DIRECTIONS: Reproduce the listing below character for character; drop every image.
* BEGIN INFORMATION SHOWN *
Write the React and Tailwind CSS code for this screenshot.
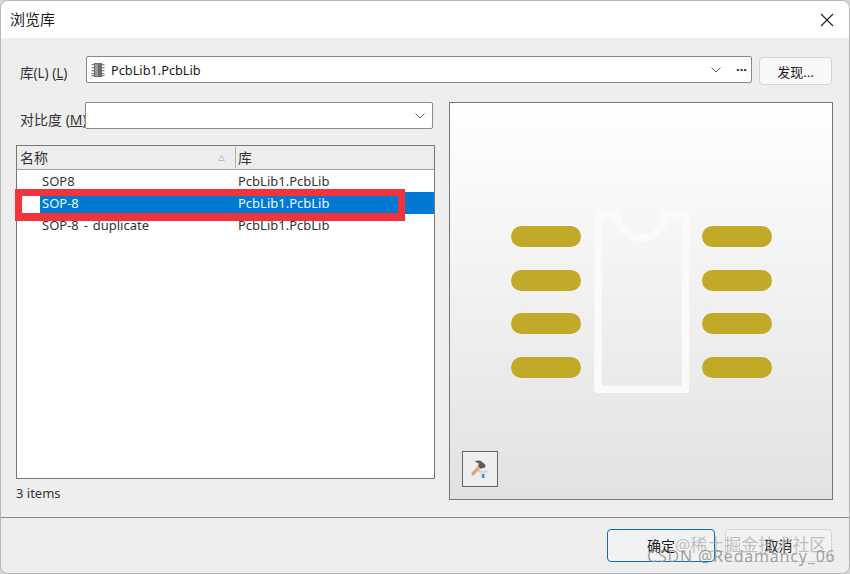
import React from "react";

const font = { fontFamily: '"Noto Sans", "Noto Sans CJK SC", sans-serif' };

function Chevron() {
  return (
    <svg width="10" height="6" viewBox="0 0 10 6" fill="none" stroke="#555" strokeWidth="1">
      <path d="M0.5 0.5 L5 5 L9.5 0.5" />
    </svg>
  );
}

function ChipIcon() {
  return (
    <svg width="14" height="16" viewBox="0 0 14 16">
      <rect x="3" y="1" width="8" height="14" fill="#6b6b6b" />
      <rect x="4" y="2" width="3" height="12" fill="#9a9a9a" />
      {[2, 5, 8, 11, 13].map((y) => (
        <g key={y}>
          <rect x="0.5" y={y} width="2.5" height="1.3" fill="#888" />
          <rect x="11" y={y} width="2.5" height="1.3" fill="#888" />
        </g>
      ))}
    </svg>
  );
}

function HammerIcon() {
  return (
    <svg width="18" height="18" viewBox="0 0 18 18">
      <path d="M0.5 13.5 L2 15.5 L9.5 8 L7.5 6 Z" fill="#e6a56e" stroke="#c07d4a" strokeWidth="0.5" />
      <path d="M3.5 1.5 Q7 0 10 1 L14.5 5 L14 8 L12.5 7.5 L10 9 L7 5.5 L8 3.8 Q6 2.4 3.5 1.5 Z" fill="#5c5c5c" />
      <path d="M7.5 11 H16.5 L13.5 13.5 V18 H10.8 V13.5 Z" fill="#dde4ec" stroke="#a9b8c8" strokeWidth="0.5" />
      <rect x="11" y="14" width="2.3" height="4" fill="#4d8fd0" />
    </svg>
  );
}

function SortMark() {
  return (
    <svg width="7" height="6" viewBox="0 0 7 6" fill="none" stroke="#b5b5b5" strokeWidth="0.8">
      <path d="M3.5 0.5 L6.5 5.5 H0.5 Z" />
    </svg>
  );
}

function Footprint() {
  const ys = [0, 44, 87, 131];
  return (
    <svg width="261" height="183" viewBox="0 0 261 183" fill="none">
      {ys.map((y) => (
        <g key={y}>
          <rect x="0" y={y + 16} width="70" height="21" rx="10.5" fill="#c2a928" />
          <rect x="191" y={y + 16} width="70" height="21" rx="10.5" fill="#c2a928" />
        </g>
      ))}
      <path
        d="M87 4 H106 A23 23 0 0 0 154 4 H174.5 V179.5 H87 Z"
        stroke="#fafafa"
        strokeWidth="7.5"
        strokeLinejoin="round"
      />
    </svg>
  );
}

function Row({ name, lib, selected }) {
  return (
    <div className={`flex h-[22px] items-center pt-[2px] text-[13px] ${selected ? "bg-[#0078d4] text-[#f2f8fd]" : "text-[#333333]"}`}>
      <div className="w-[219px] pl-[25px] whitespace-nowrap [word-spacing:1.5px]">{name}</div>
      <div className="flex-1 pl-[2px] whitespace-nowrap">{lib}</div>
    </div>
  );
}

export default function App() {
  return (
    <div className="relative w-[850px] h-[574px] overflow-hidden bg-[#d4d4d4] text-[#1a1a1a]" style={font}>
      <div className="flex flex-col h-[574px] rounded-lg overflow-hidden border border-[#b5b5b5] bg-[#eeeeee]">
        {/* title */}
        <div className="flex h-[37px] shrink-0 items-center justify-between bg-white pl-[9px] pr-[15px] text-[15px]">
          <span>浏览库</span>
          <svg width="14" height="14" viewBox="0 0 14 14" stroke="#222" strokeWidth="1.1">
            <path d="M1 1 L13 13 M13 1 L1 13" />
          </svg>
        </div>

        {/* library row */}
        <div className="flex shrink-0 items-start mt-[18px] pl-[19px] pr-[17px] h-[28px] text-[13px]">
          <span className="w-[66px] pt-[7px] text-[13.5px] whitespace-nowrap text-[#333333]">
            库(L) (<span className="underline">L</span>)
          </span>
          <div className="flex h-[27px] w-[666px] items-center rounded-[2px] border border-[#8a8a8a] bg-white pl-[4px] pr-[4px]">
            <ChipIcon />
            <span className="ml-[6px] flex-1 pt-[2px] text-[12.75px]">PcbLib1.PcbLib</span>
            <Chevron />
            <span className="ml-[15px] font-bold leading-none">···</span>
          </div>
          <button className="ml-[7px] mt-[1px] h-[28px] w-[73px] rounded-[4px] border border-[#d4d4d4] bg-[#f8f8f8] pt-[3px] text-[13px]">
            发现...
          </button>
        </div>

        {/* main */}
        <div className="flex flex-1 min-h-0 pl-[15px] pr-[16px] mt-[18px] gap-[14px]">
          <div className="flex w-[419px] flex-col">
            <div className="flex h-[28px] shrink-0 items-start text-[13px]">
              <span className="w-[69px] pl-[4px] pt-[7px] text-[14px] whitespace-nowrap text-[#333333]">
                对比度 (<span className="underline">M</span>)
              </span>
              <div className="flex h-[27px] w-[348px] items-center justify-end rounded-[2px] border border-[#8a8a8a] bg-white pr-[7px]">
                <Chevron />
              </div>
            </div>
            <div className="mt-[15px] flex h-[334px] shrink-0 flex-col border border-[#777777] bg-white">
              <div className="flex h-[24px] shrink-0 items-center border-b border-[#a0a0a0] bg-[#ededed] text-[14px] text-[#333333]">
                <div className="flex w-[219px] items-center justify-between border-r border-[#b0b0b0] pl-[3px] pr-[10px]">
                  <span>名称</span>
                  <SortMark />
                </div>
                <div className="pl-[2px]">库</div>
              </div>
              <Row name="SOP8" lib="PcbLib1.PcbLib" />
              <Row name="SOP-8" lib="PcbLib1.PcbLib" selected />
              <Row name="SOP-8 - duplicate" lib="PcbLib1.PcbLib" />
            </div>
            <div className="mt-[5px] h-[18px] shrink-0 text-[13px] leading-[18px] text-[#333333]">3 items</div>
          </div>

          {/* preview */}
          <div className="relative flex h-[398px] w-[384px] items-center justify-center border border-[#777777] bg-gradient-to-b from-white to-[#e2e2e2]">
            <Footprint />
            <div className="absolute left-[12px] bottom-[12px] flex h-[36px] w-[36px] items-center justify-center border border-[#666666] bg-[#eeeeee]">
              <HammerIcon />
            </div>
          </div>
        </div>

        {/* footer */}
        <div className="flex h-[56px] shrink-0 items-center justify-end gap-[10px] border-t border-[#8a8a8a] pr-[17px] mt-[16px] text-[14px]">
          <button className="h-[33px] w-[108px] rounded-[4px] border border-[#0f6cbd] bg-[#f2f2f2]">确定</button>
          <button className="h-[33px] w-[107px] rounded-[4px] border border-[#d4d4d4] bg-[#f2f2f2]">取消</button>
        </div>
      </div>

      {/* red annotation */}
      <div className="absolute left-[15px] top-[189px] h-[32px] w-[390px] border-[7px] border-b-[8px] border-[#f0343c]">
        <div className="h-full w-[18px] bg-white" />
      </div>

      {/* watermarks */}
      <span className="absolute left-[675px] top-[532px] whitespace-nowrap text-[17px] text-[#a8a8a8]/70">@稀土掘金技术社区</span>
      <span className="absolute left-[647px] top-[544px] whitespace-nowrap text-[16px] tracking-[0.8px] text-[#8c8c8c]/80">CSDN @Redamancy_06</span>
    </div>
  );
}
* END INFORMATION SHOWN *
EXERCISE ANSWER:
Write the React and Tailwind CSS code for this screenshot.
import React from "react";

const font = { fontFamily: '"Noto Sans", "Noto Sans CJK SC", sans-serif' };

function Chevron() {
  return (
    <svg width="10" height="6" viewBox="0 0 10 6" fill="none" stroke="#555" strokeWidth="1">
      <path d="M0.5 0.5 L5 5 L9.5 0.5" />
    </svg>
  );
}

function ChipIcon() {
  return (
    <svg width="14" height="16" viewBox="0 0 14 16">
      <rect x="3" y="1" width="8" height="14" fill="#6b6b6b" />
      <rect x="4" y="2" width="3" height="12" fill="#9a9a9a" />
      {[2, 5, 8, 11, 13].map((y) => (
        <g key={y}>
          <rect x="0.5" y={y} width="2.5" height="1.3" fill="#888" />
          <rect x="11" y={y} width="2.5" height="1.3" fill="#888" />
        </g>
      ))}
    </svg>
  );
}

function HammerIcon() {
  return (
    <svg width="18" height="18" viewBox="0 0 18 18">
      <path d="M0.5 13.5 L2 15.5 L9.5 8 L7.5 6 Z" fill="#e6a56e" stroke="#c07d4a" strokeWidth="0.5" />
      <path d="M3.5 1.5 Q7 0 10 1 L14.5 5 L14 8 L12.5 7.5 L10 9 L7 5.5 L8 3.8 Q6 2.4 3.5 1.5 Z" fill="#5c5c5c" />
      <path d="M7.5 11 H16.5 L13.5 13.5 V18 H10.8 V13.5 Z" fill="#dde4ec" stroke="#a9b8c8" strokeWidth="0.5" />
      <rect x="11" y="14" width="2.3" height="4" fill="#4d8fd0" />
    </svg>
  );
}

function SortMark() {
  return (
    <svg width="7" height="6" viewBox="0 0 7 6" fill="none" stroke="#b5b5b5" strokeWidth="0.8">
      <path d="M3.5 0.5 L6.5 5.5 H0.5 Z" />
    </svg>
  );
}

function Footprint() {
  const ys = [0, 44, 87, 131];
  return (
    <svg width="261" height="183" viewBox="0 0 261 183" fill="none">
      {ys.map((y) => (
        <g key={y}>
          <rect x="0" y={y + 16} width="70" height="21" rx="10.5" fill="#c2a928" />
          <rect x="191" y={y + 16} width="70" height="21" rx="10.5" fill="#c2a928" />
        </g>
      ))}
      <path
        d="M87 4 H106 A23 23 0 0 0 154 4 H174.5 V179.5 H87 Z"
        stroke="#fafafa"
        strokeWidth="7.5"
        strokeLinejoin="round"
      />
    </svg>
  );
}

function Row({ name, lib, selected }) {
  return (
    <div className={`flex h-[22px] items-center pt-[2px] text-[13px] ${selected ? "bg-[#0078d4] text-[#f2f8fd]" : "text-[#333333]"}`}>
      <div className="w-[219px] pl-[25px] whitespace-nowrap [word-spacing:1.5px]">{name}</div>
      <div className="flex-1 pl-[2px] whitespace-nowrap">{lib}</div>
    </div>
  );
}

export default function App() {
  return (
    <div className="relative w-[850px] h-[574px] overflow-hidden bg-[#d4d4d4] text-[#1a1a1a]" style={font}>
      <div className="flex flex-col h-[574px] rounded-lg overflow-hidden border border-[#b5b5b5] bg-[#eeeeee]">
        {/* title */}
        <div className="flex h-[37px] shrink-0 items-center justify-between bg-white pl-[9px] pr-[15px] text-[15px]">
          <span>浏览库</span>
          <svg width="14" height="14" viewBox="0 0 14 14" stroke="#222" strokeWidth="1.1">
            <path d="M1 1 L13 13 M13 1 L1 13" />
          </svg>
        </div>

        {/* library row */}
        <div className="flex shrink-0 items-start mt-[18px] pl-[19px] pr-[17px] h-[28px] text-[13px]">
          <span className="w-[66px] pt-[7px] text-[13.5px] whitespace-nowrap text-[#333333]">
            库(L) (<span className="underline">L</span>)
          </span>
          <div className="flex h-[27px] w-[666px] items-center rounded-[2px] border border-[#8a8a8a] bg-white pl-[4px] pr-[4px]">
            <ChipIcon />
            <span className="ml-[6px] flex-1 pt-[2px] text-[12.75px]">PcbLib1.PcbLib</span>
            <Chevron />
            <span className="ml-[15px] font-bold leading-none">···</span>
          </div>
          <button className="ml-[7px] mt-[1px] h-[28px] w-[73px] rounded-[4px] border border-[#d4d4d4] bg-[#f8f8f8] pt-[3px] text-[13px]">
            发现...
          </button>
        </div>

        {/* main */}
        <div className="flex flex-1 min-h-0 pl-[15px] pr-[16px] mt-[18px] gap-[14px]">
          <div className="flex w-[419px] flex-col">
            <div className="flex h-[28px] shrink-0 items-start text-[13px]">
              <span className="w-[69px] pl-[4px] pt-[7px] text-[14px] whitespace-nowrap text-[#333333]">
                对比度 (<span className="underline">M</span>)
              </span>
              <div className="flex h-[27px] w-[348px] items-center justify-end rounded-[2px] border border-[#8a8a8a] bg-white pr-[7px]">
                <Chevron />
              </div>
            </div>
            <div className="mt-[15px] flex h-[334px] shrink-0 flex-col border border-[#777777] bg-white">
              <div className="flex h-[24px] shrink-0 items-center border-b border-[#a0a0a0] bg-[#ededed] text-[14px] text-[#333333]">
                <div className="flex w-[219px] items-center justify-between border-r border-[#b0b0b0] pl-[3px] pr-[10px]">
                  <span>名称</span>
                  <SortMark />
                </div>
                <div className="pl-[2px]">库</div>
              </div>
              <Row name="SOP8" lib="PcbLib1.PcbLib" />
              <Row name="SOP-8" lib="PcbLib1.PcbLib" selected />
              <Row name="SOP-8 - duplicate" lib="PcbLib1.PcbLib" />
            </div>
            <div className="mt-[5px] h-[18px] shrink-0 text-[13px] leading-[18px] text-[#333333]">3 items</div>
          </div>

          {/* preview */}
          <div className="relative flex h-[398px] w-[384px] items-center justify-center border border-[#777777] bg-gradient-to-b from-white to-[#e2e2e2]">
            <Footprint />
            <div className="absolute left-[12px] bottom-[12px] flex h-[36px] w-[36px] items-center justify-center border border-[#666666] bg-[#eeeeee]">
              <HammerIcon />
            </div>
          </div>
        </div>

        {/* footer */}
        <div className="flex h-[56px] shrink-0 items-center justify-end gap-[10px] border-t border-[#8a8a8a] pr-[17px] mt-[16px] text-[14px]">
          <button className="h-[33px] w-[108px] rounded-[4px] border border-[#0f6cbd] bg-[#f2f2f2]">确定</button>
          <button className="h-[33px] w-[107px] rounded-[4px] border border-[#d4d4d4] bg-[#f2f2f2]">取消</button>
        </div>
      </div>

      {/* red annotation */}
      <div className="absolute left-[15px] top-[189px] h-[32px] w-[390px] border-[7px] border-b-[8px] border-[#f0343c]">
        <div className="h-full w-[18px] bg-white" />
      </div>

      {/* watermarks */}
      <span className="absolute left-[675px] top-[532px] whitespace-nowrap text-[17px] text-[#a8a8a8]/70">@稀土掘金技术社区</span>
      <span className="absolute left-[647px] top-[544px] whitespace-nowrap text-[16px] tracking-[0.8px] text-[#8c8c8c]/80">CSDN @Redamancy_06</span>
    </div>
  );
}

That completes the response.